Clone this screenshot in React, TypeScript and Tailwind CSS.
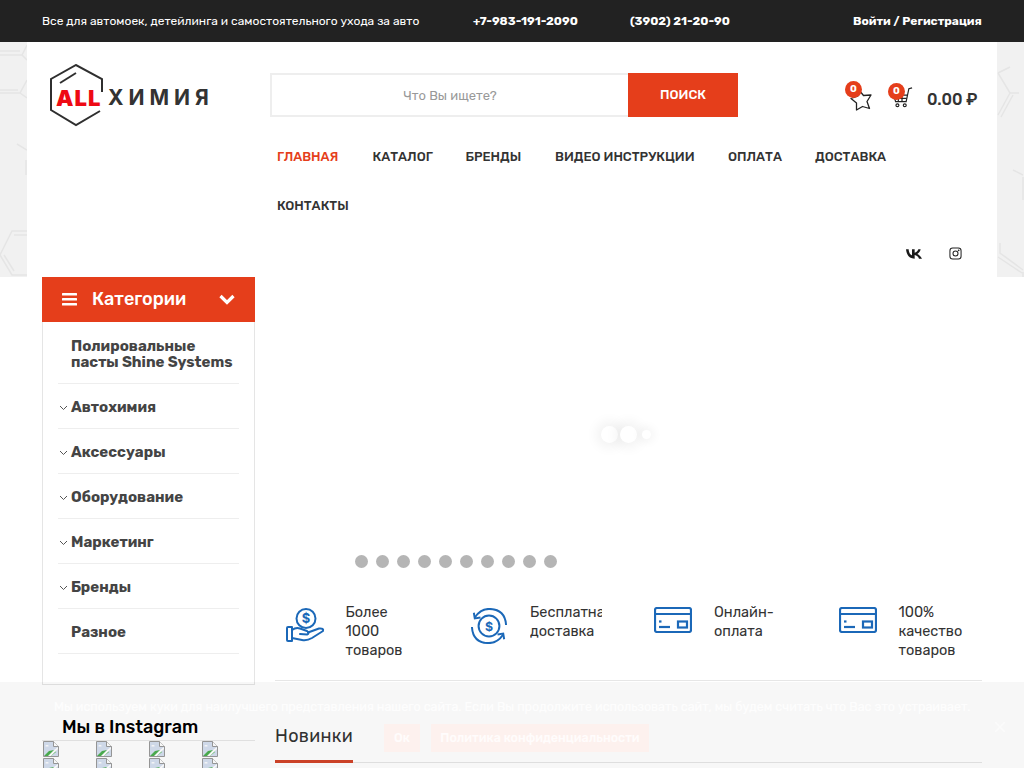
import React from "react";

const font = { fontFamily: "Rubik, Inter, 'Noto Sans', sans-serif" };

function SidePattern({ side }: { side: "l" | "r" }) {
  return side === "l" ? (
    <svg width="27" height="235" viewBox="0 0 27 235" className="shrink-0" fill="none" stroke="#e5e5e5" strokeWidth="1.5">
      <path d="M0 13 H22 L27 3 M0 9 H20 M22 13 L27 18" />
      <path d="M0 51 H20 L27 38 M20 51 L27 56 M0 48 H18" />
      <path d="M17 102 L27 108 M26 118 V133" />
      <path d="M27 189 H12 L0 213 L12 233 H27 M27 193 H14 M4 213 L14 229" />
    </svg>
  ) : (
    <svg width="27" height="235" viewBox="0 0 27 235" className="shrink-0" fill="none" stroke="#e5e5e5" strokeWidth="1.5">
      <path d="M1 31 L13 25 M1 31 L13 51 H22 M13 51 L1 73 M16 53 L4 75" />
      <path d="M16 128 L26 133 M26 135 V158" />
      <path d="M3 201 L3 211 L26 228 M1 215 L25 231 M26 230 V235" />
    </svg>
  );
}

function Logo() {
  return (
    <div className="relative w-[162px] h-[64px] ml-[22px] mt-[22px]">
      <svg width="58" height="64" viewBox="0 0 58 64" fill="none" stroke="#2f2f2f" strokeWidth="2" className="absolute left-0 top-0">
        <path d="M53 28 V15 L27 1 L2 15 V46 L27 61 L51 47" />
        <path d="M11 19 L27 9" />
      </svg>
      <span className="absolute left-[7px] top-[22px] text-[22px] leading-[24px] font-black text-[#ee0a14] bg-white tracking-[1px]" style={{ fontFamily: "Inter, sans-serif" }}>ALL</span>
      <span className="absolute left-[59px] top-[22px] text-[21px] leading-[24px] font-bold text-[#333] tracking-[5px]" style={{ fontFamily: "Inter, sans-serif" }}>ХИМИЯ</span>
    </div>
  );
}

function Badge({ className }: { className: string }) {
  return (
    <span className={"absolute w-[17px] h-[17px] rounded-full bg-[#e53e1b] text-white text-[10px] leading-[16px] font-bold text-center " + className}>0</span>
  );
}

function BrokenImg() {
  return (
    <svg width="16" height="16" viewBox="0 0 16 16" className="block">
      <path d="M0.5 0.5 H10.5 L15.5 5.5 V15.5 H0.5 Z" fill="#d5dff0" stroke="#9a9a9a" />
      <path d="M10.5 0.5 V5.5 H15.5" fill="#fff" stroke="#9a9a9a" />
      <path d="M2 5 q2 -2 4 0 q-2 1 -4 0 Z" fill="#fff" />
      <path d="M1 15 L6 10 L11 9 L13 11 L8 15 Z" fill="#4caf50" />
      <path d="M11 9 L15 6 V8 L8 15 H5 Z" fill="#fff" />
    </svg>
  );
}

function CardIcon() {
  return (
    <svg width="38" height="26" viewBox="0 0 38 26" fill="none" stroke="#1b68b8" strokeWidth="2.2" className="block">
      <rect x="1" y="1" width="36" height="24" rx="2" />
      <path d="M1 7 H37" />
      <rect x="24" y="14.5" width="9" height="6" />
      <path d="M5 20 H16" />
      <path d="M5 14.5 H7.5" />
    </svg>
  );
}

function HandIcon() {
  return (
    <svg width="40" height="36" viewBox="0 0 40 36" fill="none" stroke="#1b68b8" strokeWidth="2" strokeLinejoin="round" strokeLinecap="round" className="block">
      <circle cx="20" cy="10.5" r="9.5" />
      <text x="20" y="15" textAnchor="middle" fontSize="13" fontWeight="700" fill="#1b68b8" stroke="none" style={{ fontFamily: "Inter, sans-serif" }}>$</text>
      <path d="M6 19 H2 Q1 19 1 20 V32 Q1 33 2 33 H6 Z" />
      <path d="M6 22 Q10 19 14 20.5 L21 23 Q24 25 21 26.5 L14 26" />
      <path d="M22 24.5 L33 20.5 Q38 20 37 23 L26 30 Q21 33 16 32 L6 30" />
    </svg>
  );
}

function RefreshIcon() {
  return (
    <svg width="36" height="36" viewBox="0 0 38 38" fill="none" stroke="#1b68b8" strokeWidth="2.1" className="block">
      <circle cx="19" cy="19" r="11" />
      <text x="19" y="24" textAnchor="middle" fontSize="13" fontWeight="700" fill="#1b68b8" stroke="none" style={{ fontFamily: "Inter, sans-serif" }}>$</text>
      <path d="M4 10 Q10 1 19 1 Q36 1 37 18" />
      <path d="M34 28 Q28 37 19 37 Q2 37 1 20" />
      <path d="M3 5 L4 11 L10 10" />
      <path d="M28 28 L34 27 L35 33" />
    </svg>
  );
}

const menu: [string, boolean][] = [
  ["Автохимия", true],
  ["Аксессуары", true],
  ["Оборудование", true],
  ["Маркетинг", true],
  ["Бренды", true],
  ["Разное", false],
];

const nav = [
  ["ГЛАВНАЯ", "w-[95.5px]", "text-[#e53e1b]"],
  ["КАТАЛОГ", "w-[93px]", "text-[#333]"],
  ["БРЕНДЫ", "w-[89.5px]", "text-[#333]"],
  ["ВИДЕО ИНСТРУКЦИИ", "w-[173px]", "text-[#333]"],
  ["ОПЛАТА", "w-[87px]", "text-[#333]"],
  ["ДОСТАВКА", "w-[90px]", "text-[#333]"],
];

export default function App() {
  return (
    <div className="relative h-[768px] w-[1024px] overflow-hidden bg-white text-[#333]" style={font}>
      <div className="h-[42px] bg-[#222] flex items-center px-[42px] text-white text-[12px]">
        <span className="w-[431px]">Все для автомоек, детейлинга и самостоятельного ухода за авто</span>
        <span className="w-[157px] font-bold">+7-983-191-2090</span>
        <span className="w-[223px] font-bold">(3902) 21-20-90</span>
        <span className="font-bold">Войти / Регистрация</span>
      </div>

      <div className="flex h-[235px] bg-[#f1f1f1]">
        <SidePattern side="l" />
        <div className="w-[970px] bg-white flex">
          <div className="w-[243px]"><Logo /></div>
          <div className="flex-1 flex flex-col">
            <div className="flex items-center mt-[31px] h-[44px]">
              <div className="w-[358px] h-[44px] pt-[1px] border-2 border-[#eee] border-r-0 flex items-center justify-center text-[13px] text-[#999]">Что Вы ищете?</div>
              <div className="w-[110px] h-[44px] bg-[#e53e1b] text-white text-[13px] font-medium flex items-center justify-center">ПОИСК</div>
              <div className="relative w-[227px] h-[44px] text-[#333]">
                <svg width="24" height="24" viewBox="0 0 24 24" fill="none" stroke="#222" strokeWidth="1.3" strokeLinejoin="round" className="absolute left-[111px] top-[14px]">
                  <path d="M10 3 L14.5 8.5 L22 8 L18 14.5 L20.5 21.5 L13.5 19.5 L7.5 23 L7.5 16 L2 11.5 L9 9 Z" />
                </svg>
                <Badge className="left-[107px] top-[8px]" />
                <svg width="22" height="22" viewBox="0 0 24 24" fill="none" stroke="#222" strokeWidth="1.3" className="absolute left-[153px] top-[13px]">
                  <path d="M23 2 L19.5 3 L16.5 17 H5 L3 10 H18" />
                  <path d="M4 13.5 H17" />
                  <path d="M8 7 V17 M12 7 V17" />
                  <circle cx="7" cy="21" r="1.6" />
                  <circle cx="15" cy="21" r="1.6" />
                </svg>
                <Badge className="left-[150px] top-[10px]" />
                <span className="absolute left-[189px] top-[17px] text-[16px] leading-[20px] font-medium whitespace-nowrap">0.00 ₽</span>
              </div>
            </div>
            <div className="flex pl-[7px] mt-[30px] h-[20px] items-center text-[13px] font-medium">
              {nav.map(([t, w, c]) => (
                <span key={t} className={w + " " + c + " whitespace-nowrap"}>{t}</span>
              ))}
            </div>
            <div className="pl-[7px] mt-[29px] h-[20px] flex items-center text-[13px] font-medium">КОНТАКТЫ</div>
            <div className="relative mt-[28px] h-[20px]">
              <svg width="16" height="10" viewBox="0 0 24 14" fill="#1a1a1a" className="absolute left-[636px] top-[5px]">
                <path d="M13 14 C5 14 1 9 0 0 H4 C4.3 6 7 8.5 9 9 V0 H13 V5 C15.5 4.7 17.5 2.5 18.5 0 H22 C21.3 3 19.5 5.5 17 7 C19.5 8 22 10.5 24 14 H19.5 C18.5 11 16 9 13 8.5 Z" />
              </svg>
              <svg width="13" height="13" viewBox="0 0 14 14" fill="none" stroke="#222" strokeWidth="1.1" className="absolute left-[679px] top-[3px]">
                <rect x="1" y="1" width="12" height="12" rx="3" />
                <circle cx="7" cy="7" r="2.7" />
                <circle cx="10.4" cy="3.6" r="0.4" />
              </svg>
            </div>
          </div>
        </div>
        <SidePattern side="r" />
      </div>

      <div className="flex">
        <div className="w-[213px] ml-[42px] shrink-0">
          <div className="h-[45px] bg-[#e53e1b] text-white flex items-center pl-[20px] pr-[20px]">
            <svg width="15" height="13" viewBox="0 0 15 13" fill="#fff" className="block">
              <rect width="15" height="2.6" y="0" rx="0.5" />
              <rect width="15" height="2.6" y="5" rx="0.5" />
              <rect width="15" height="2.6" y="10" rx="0.5" />
            </svg>
            <span className="ml-[15px] flex-1 text-[18px] font-medium">Категории</span>
            <svg width="16" height="11" viewBox="0 0 16 11" fill="none" stroke="#fff" strokeWidth="3.2" className="block">
              <path d="M1.5 2 L8 8.5 L14.5 2" />
            </svg>
          </div>
          <div className="h-[362px] border-x border-[#e5e5e5] px-[15px] pt-[16px] text-[#444] text-[15px] font-bold">
            <div className="pl-[13px] leading-[16px] border-b border-[#eee] h-[46px]">
              Полировальные<br />пасты Shine Systems
            </div>
            {menu.map(([t, arrow]) => (
              <div key={t} className="h-[45px] pt-[2px] border-b border-[#eee] flex items-center pl-[13px] relative">
                {arrow && (
                  <svg width="9" height="6" viewBox="0 0 9 6" fill="none" stroke="#555" strokeWidth="1" className="absolute left-[1px] top-[21px]">
                    <path d="M1 1 L4.5 4.5 L8 1" />
                  </svg>
                )}
                {t}
              </div>
            ))}
          </div>
        </div>

        <div className="flex-1 ml-[20px] mr-[42px]">
          <div className="relative h-[300px]">
            <div className="absolute left-[326px] top-[149px] flex items-center">
              <span className="w-[17px] h-[17px] rounded-full bg-white shadow-[0_0_12px_5px_rgba(0,0,0,0.05)]" />
              <span className="ml-[2px] w-[17px] h-[17px] rounded-full bg-white shadow-[0_0_12px_5px_rgba(0,0,0,0.05)]" />
              <span className="ml-[5px] w-[9px] h-[9px] rounded-full bg-white shadow-[0_0_8px_4px_rgba(0,0,0,0.04)]" />
            </div>
          </div>
        </div>
      </div>

      <div className="absolute left-[355px] top-[555px] flex gap-[8px]">
        {Array.from({ length: 10 }).map((_, i) => (
          <span key={i} className="w-[13px] h-[13px] rounded-full bg-[#b5b5b5]" />
        ))}
      </div>

      <div className="absolute left-[275px] top-[603px] w-[707px] h-[78px] border-b border-[#e6e6e6] flex text-[14.5px] leading-[19px] text-[#333]">
        <div className="w-[184.5px] flex pl-[11px]">
          <div className="w-[59.5px] pt-[5px]"><HandIcon /></div>
          <div className="w-[70px]">Более<br />1000<br />товаров</div>
        </div>
        <div className="w-[184.5px] flex pl-[11.5px]">
          <div className="w-[59px] pt-[5px]"><RefreshIcon /></div>
          <div className="w-[72px] overflow-hidden whitespace-nowrap">Бесплатная<br />доставка</div>
        </div>
        <div className="w-[184.5px] flex pl-[10px]">
          <div className="w-[60px] pt-[4px]"><CardIcon /></div>
          <div className="w-[70px]">Онлайн-<br />оплата</div>
        </div>
        <div className="flex pl-[10px]">
          <div className="w-[60px] pt-[4px]"><CardIcon /></div>
          <div className="w-[70px]">100%<br />качество<br />товаров</div>
        </div>
      </div>

      <div className="absolute left-[275px] top-[722px] w-[707px] h-[41px] border-b border-[#e6e6e6]">
        <div className="h-[41px] text-[18px] leading-[28px] tracking-[0.3px] whitespace-nowrap border-b-[3px] border-[#d2452a] w-[78px]">Новинки</div>
      </div>

      <div className="absolute left-[42px] top-[684px] w-[213px] h-px bg-[#e5e5e5]" />
      <div className="absolute left-[42px] top-[715px] w-[213px] h-[26px] border-b border-[#e8e8e8]">
        <div className="pl-[20px] text-[18px] leading-[24px] text-black font-medium">Мы в Instagram</div>
      </div>
      <div className="absolute left-[43px] top-[741px] grid grid-cols-[53px_53px_53px_16px] gap-y-px">
        {Array.from({ length: 8 }).map((_, i) => <BrokenImg key={i} />)}
      </div>

      <div className="absolute left-0 right-0 bottom-0 h-[86px] bg-black/[0.03] text-white/80 text-[12.5px]">
        <div className="absolute left-[54px] top-[16px] whitespace-nowrap">Мы используем куки для наилучшего представления нашего сайта. Если Вы продолжите использовать сайт, мы будем считать что Вас это устраивает.</div>
        <div className="absolute left-[384px] top-[42px] h-[28px] w-[36px] bg-[#fdf1ee] flex items-center justify-center font-medium">Ок</div>
        <div className="absolute left-[431px] top-[42px] h-[28px] w-[218px] bg-[#fdf1ee] flex items-center justify-center font-medium whitespace-nowrap">Политика конфиденциальности</div>
        <svg width="10" height="10" viewBox="0 0 10 10" stroke="#fff" strokeWidth="1.5" className="absolute left-[995px] top-[40px] opacity-60">
          <path d="M0 0 L10 10 M10 0 L0 10" />
        </svg>
      </div>
    </div>
  );
}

What this task involves:
Locate the lines above that contain "React" and copy them.

Answer to this exercise:
Clone this screenshot in React, TypeScript and Tailwind CSS.
import React from "react";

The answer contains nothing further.